• TASK DETAILS
Write out the material exactly, without any of its pictures.

>>

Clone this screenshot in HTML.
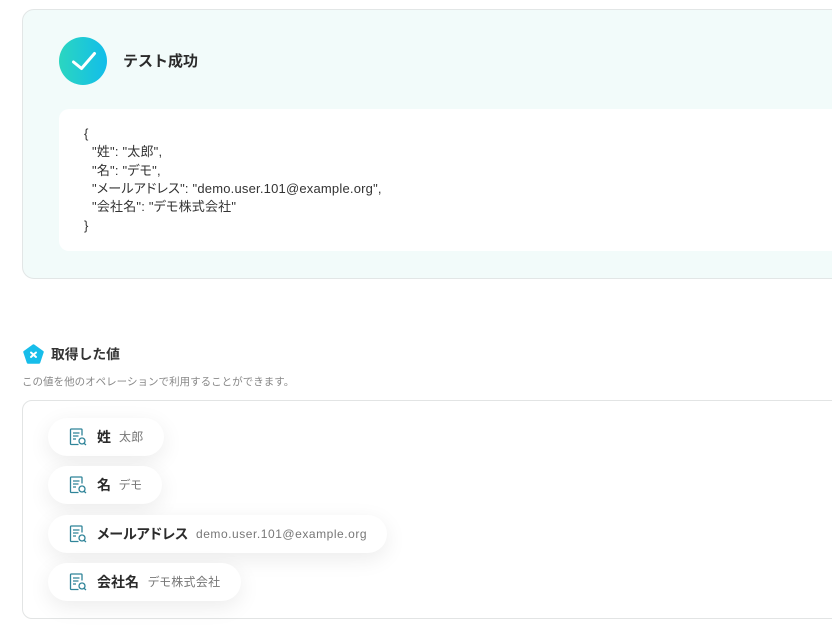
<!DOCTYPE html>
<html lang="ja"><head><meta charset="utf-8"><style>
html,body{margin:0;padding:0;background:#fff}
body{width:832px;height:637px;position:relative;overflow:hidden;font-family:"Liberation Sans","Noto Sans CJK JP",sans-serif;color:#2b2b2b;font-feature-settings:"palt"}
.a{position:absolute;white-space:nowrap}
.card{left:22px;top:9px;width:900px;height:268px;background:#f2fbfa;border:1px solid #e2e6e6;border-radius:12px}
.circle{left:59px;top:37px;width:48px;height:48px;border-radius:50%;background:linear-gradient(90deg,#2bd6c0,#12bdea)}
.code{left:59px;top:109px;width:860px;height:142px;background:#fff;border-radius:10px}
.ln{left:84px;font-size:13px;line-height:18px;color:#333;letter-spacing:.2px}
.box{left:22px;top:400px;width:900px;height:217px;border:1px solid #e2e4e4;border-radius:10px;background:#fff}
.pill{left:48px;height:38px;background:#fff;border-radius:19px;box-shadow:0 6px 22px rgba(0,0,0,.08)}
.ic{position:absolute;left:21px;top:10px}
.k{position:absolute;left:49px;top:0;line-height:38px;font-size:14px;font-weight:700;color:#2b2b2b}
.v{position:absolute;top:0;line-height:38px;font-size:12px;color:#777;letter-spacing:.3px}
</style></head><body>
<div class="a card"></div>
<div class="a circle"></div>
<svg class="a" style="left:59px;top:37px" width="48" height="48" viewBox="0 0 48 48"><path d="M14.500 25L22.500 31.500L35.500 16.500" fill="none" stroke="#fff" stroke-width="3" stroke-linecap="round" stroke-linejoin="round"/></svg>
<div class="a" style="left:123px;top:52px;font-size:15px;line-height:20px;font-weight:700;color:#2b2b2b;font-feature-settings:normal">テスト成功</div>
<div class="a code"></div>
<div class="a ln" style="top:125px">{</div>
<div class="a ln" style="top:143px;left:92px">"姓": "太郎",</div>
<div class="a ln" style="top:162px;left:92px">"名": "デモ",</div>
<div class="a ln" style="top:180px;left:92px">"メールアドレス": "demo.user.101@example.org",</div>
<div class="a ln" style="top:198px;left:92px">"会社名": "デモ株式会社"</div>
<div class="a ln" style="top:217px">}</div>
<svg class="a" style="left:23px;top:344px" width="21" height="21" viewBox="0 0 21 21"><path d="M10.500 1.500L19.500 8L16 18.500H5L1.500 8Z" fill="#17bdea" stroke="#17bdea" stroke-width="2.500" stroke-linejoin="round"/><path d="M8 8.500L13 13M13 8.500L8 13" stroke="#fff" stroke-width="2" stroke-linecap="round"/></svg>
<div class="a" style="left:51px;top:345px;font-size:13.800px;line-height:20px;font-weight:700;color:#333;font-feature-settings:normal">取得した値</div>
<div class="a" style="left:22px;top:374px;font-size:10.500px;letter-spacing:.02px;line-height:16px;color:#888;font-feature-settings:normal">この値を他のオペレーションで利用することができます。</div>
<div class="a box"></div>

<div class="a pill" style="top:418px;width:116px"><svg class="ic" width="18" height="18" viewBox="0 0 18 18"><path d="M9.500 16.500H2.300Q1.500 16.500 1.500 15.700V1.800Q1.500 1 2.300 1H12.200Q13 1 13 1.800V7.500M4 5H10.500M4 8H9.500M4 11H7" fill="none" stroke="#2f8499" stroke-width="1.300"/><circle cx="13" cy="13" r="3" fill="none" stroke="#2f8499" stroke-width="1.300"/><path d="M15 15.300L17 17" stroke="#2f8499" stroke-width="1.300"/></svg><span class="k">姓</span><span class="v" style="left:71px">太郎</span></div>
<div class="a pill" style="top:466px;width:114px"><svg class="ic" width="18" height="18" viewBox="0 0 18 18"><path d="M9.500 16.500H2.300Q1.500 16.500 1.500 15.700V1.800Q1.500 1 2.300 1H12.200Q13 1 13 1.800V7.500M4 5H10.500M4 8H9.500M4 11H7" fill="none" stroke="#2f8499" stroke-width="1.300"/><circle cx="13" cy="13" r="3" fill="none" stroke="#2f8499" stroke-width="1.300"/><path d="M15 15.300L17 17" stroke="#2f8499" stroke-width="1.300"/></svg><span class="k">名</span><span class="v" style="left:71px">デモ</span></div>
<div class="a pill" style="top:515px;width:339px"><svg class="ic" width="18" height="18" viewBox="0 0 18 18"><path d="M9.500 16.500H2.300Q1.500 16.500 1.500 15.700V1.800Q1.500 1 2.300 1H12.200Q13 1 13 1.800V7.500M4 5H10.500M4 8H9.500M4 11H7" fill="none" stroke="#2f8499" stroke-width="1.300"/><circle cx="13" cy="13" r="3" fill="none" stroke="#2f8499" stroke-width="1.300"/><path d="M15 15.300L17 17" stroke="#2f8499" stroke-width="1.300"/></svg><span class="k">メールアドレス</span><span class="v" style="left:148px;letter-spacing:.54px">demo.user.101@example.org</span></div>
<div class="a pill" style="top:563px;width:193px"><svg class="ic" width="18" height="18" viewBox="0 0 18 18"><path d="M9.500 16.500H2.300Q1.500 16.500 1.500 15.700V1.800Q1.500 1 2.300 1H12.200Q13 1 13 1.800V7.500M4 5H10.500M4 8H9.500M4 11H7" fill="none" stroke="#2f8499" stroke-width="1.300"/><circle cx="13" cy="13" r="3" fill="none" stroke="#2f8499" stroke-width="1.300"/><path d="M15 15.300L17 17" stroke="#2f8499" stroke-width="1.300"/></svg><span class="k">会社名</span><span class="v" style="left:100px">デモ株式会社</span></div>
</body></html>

<<

• FINAL RESULT
Clone this screenshot in HTML.
<!DOCTYPE html>
<html lang="ja"><head><meta charset="utf-8"><style>
html,body{margin:0;padding:0;background:#fff}
body{width:832px;height:637px;position:relative;overflow:hidden;font-family:"Liberation Sans","Noto Sans CJK JP",sans-serif;color:#2b2b2b;font-feature-settings:"palt"}
.a{position:absolute;white-space:nowrap}
.card{left:22px;top:9px;width:900px;height:268px;background:#f2fbfa;border:1px solid #e2e6e6;border-radius:12px}
.circle{left:59px;top:37px;width:48px;height:48px;border-radius:50%;background:linear-gradient(90deg,#2bd6c0,#12bdea)}
.code{left:59px;top:109px;width:860px;height:142px;background:#fff;border-radius:10px}
.ln{left:84px;font-size:13px;line-height:18px;color:#333;letter-spacing:.2px}
.box{left:22px;top:400px;width:900px;height:217px;border:1px solid #e2e4e4;border-radius:10px;background:#fff}
.pill{left:48px;height:38px;background:#fff;border-radius:19px;box-shadow:0 6px 22px rgba(0,0,0,.08)}
.ic{position:absolute;left:21px;top:10px}
.k{position:absolute;left:49px;top:0;line-height:38px;font-size:14px;font-weight:700;color:#2b2b2b}
.v{position:absolute;top:0;line-height:38px;font-size:12px;color:#777;letter-spacing:.3px}
</style></head><body>
<div class="a card"></div>
<div class="a circle"></div>
<svg class="a" style="left:59px;top:37px" width="48" height="48" viewBox="0 0 48 48"><path d="M14.500 25L22.500 31.500L35.500 16.500" fill="none" stroke="#fff" stroke-width="3" stroke-linecap="round" stroke-linejoin="round"/></svg>
<div class="a" style="left:123px;top:52px;font-size:15px;line-height:20px;font-weight:700;color:#2b2b2b;font-feature-settings:normal">テスト成功</div>
<div class="a code"></div>
<div class="a ln" style="top:125px">{</div>
<div class="a ln" style="top:143px;left:92px">"姓": "太郎",</div>
<div class="a ln" style="top:162px;left:92px">"名": "デモ",</div>
<div class="a ln" style="top:180px;left:92px">"メールアドレス": "demo.user.101@example.org",</div>
<div class="a ln" style="top:198px;left:92px">"会社名": "デモ株式会社"</div>
<div class="a ln" style="top:217px">}</div>
<svg class="a" style="left:23px;top:344px" width="21" height="21" viewBox="0 0 21 21"><path d="M10.500 1.500L19.500 8L16 18.500H5L1.500 8Z" fill="#17bdea" stroke="#17bdea" stroke-width="2.500" stroke-linejoin="round"/><path d="M8 8.500L13 13M13 8.500L8 13" stroke="#fff" stroke-width="2" stroke-linecap="round"/></svg>
<div class="a" style="left:51px;top:345px;font-size:13.800px;line-height:20px;font-weight:700;color:#333;font-feature-settings:normal">取得した値</div>
<div class="a" style="left:22px;top:374px;font-size:10.500px;letter-spacing:.02px;line-height:16px;color:#888;font-feature-settings:normal">この値を他のオペレーションで利用することができます。</div>
<div class="a box"></div>

<div class="a pill" style="top:418px;width:116px"><svg class="ic" width="18" height="18" viewBox="0 0 18 18"><path d="M9.500 16.500H2.300Q1.500 16.500 1.500 15.700V1.800Q1.500 1 2.300 1H12.200Q13 1 13 1.800V7.500M4 5H10.500M4 8H9.500M4 11H7" fill="none" stroke="#2f8499" stroke-width="1.300"/><circle cx="13" cy="13" r="3" fill="none" stroke="#2f8499" stroke-width="1.300"/><path d="M15 15.300L17 17" stroke="#2f8499" stroke-width="1.300"/></svg><span class="k">姓</span><span class="v" style="left:71px">太郎</span></div>
<div class="a pill" style="top:466px;width:114px"><svg class="ic" width="18" height="18" viewBox="0 0 18 18"><path d="M9.500 16.500H2.300Q1.500 16.500 1.500 15.700V1.800Q1.500 1 2.300 1H12.200Q13 1 13 1.800V7.500M4 5H10.500M4 8H9.500M4 11H7" fill="none" stroke="#2f8499" stroke-width="1.300"/><circle cx="13" cy="13" r="3" fill="none" stroke="#2f8499" stroke-width="1.300"/><path d="M15 15.300L17 17" stroke="#2f8499" stroke-width="1.300"/></svg><span class="k">名</span><span class="v" style="left:71px">デモ</span></div>
<div class="a pill" style="top:515px;width:339px"><svg class="ic" width="18" height="18" viewBox="0 0 18 18"><path d="M9.500 16.500H2.300Q1.500 16.500 1.500 15.700V1.800Q1.500 1 2.300 1H12.200Q13 1 13 1.800V7.500M4 5H10.500M4 8H9.500M4 11H7" fill="none" stroke="#2f8499" stroke-width="1.300"/><circle cx="13" cy="13" r="3" fill="none" stroke="#2f8499" stroke-width="1.300"/><path d="M15 15.300L17 17" stroke="#2f8499" stroke-width="1.300"/></svg><span class="k">メールアドレス</span><span class="v" style="left:148px;letter-spacing:.54px">demo.user.101@example.org</span></div>
<div class="a pill" style="top:563px;width:193px"><svg class="ic" width="18" height="18" viewBox="0 0 18 18"><path d="M9.500 16.500H2.300Q1.500 16.500 1.500 15.700V1.800Q1.500 1 2.300 1H12.200Q13 1 13 1.800V7.500M4 5H10.500M4 8H9.500M4 11H7" fill="none" stroke="#2f8499" stroke-width="1.300"/><circle cx="13" cy="13" r="3" fill="none" stroke="#2f8499" stroke-width="1.300"/><path d="M15 15.300L17 17" stroke="#2f8499" stroke-width="1.300"/></svg><span class="k">会社名</span><span class="v" style="left:100px">デモ株式会社</span></div>
</body></html>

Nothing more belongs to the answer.